What banks look at when you apply for a mortgage

apply for a mortgage

Buying a home is in most cases the biggest purchase people make and there’s a lot of factors to consider.

The 3 ‘rules of lending’ focus on determining the maximum size of mortgage that can be supported by your provable (what you paid taxes on) income.

Rule #1 – Gross Debt Service (GDS) 

Your monthly housing costs are generally not supposed to exceed 36-39% of your gross monthly income.  Housing costs includes – your monthly mortgage payment, property taxes and heating.  If you are buying a condo/townhouse, the GDS will also include 1/2 of your strata fees.
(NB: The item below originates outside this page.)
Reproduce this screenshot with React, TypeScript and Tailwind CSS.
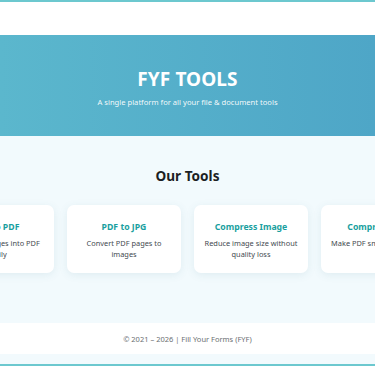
import React from "react";

const tools = [
  { title: "JPG to PDF", desc: "Convert images into PDF easily" },
  { title: "PDF to JPG", desc: "Convert PDF pages to images" },
  { title: "Compress Image", desc: "Reduce image size without quality loss" },
  { title: "Compress PDF", desc: "Make PDF smaller instantly" },
];

export default function App() {
  return (
    <div
      className="w-[375px] h-[366px] overflow-hidden bg-[#f2fafd] flex flex-col"
      style={{ fontFamily: '"Noto Sans", "Open Sans", sans-serif' }}
    >
      <div className="h-[2px] bg-[#6cc8cf] shrink-0" />
      <header className="h-[33px] bg-white shrink-0" />
      <section className="h-[101px] shrink-0 bg-gradient-to-r from-[#5bb7cd] to-[#4ea6c7] flex flex-col items-center pt-[32px] text-white">
        <h1 className="text-[19px] leading-[24px] font-bold tracking-[0.1px]">FYF TOOLS</h1>
        <p className="text-[7.6px] leading-[12px] mt-[5px] text-white/95">
          A single platform for all your file &amp; document tools
        </p>
      </section>
      <section className="h-[187px] shrink-0 flex flex-col items-center">
        <h2 className="mt-[30px] text-[13.6px] leading-[20px] font-bold text-[#1c1f24]">Our Tools</h2>
        <div className="mt-[19px] w-full flex justify-center gap-[13px]">
          {tools.map((t) => (
            <div
              key={t.title}
              className="w-[114px] h-[68px] shrink-0 bg-white rounded-[7px] shadow-[0_2px_8px_rgba(60,120,140,0.10)] flex flex-col items-center pt-[16px] px-[6px] text-center"
            >
              <div className="text-[8.7px] leading-[13px] font-bold text-[#1a9fa0]">{t.title}</div>
              <div className="mt-[4px] text-[7.4px] leading-[11px] text-[#444a50]">{t.desc}</div>
            </div>
          ))}
        </div>
      </section>
      <footer className="h-[31px] shrink-0 bg-white flex items-center justify-center">
        <span className="text-[7.5px] leading-[12px] text-[#6b6f73]">© 2021 – 2026 | Fill Your Forms (FYF)</span>
      </footer>
      <div className="h-[10px] shrink-0" />
      <div className="h-[2px] shrink-0 bg-[#6cc8cf]" />
    </div>
  );
}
Rule #2 – Total Debt Service (TDS)

Your entire monthly debt payments should not exceed 42-44% of your gross monthly income.  This includes your housing costs (GDS) PLUS all other monthly payments (car payments, credit cards, LOC etc.)

Rule #3 – Credit Rating

Everyone who will be on title to the property, will need to have their credit run.   Your credit bureau is important because it shows the lenders how well you have handled credit in the past.  This gives them an indication of how you will handle credit in the future, and will you be a good risk and make your mortgage payments as promised.  If you handle credit well, you will have a high Credit Score and get the best interest rates from the banks/lenders and if you have a poor credit score, you will either be charged a higher interest rate, or your application can be declined.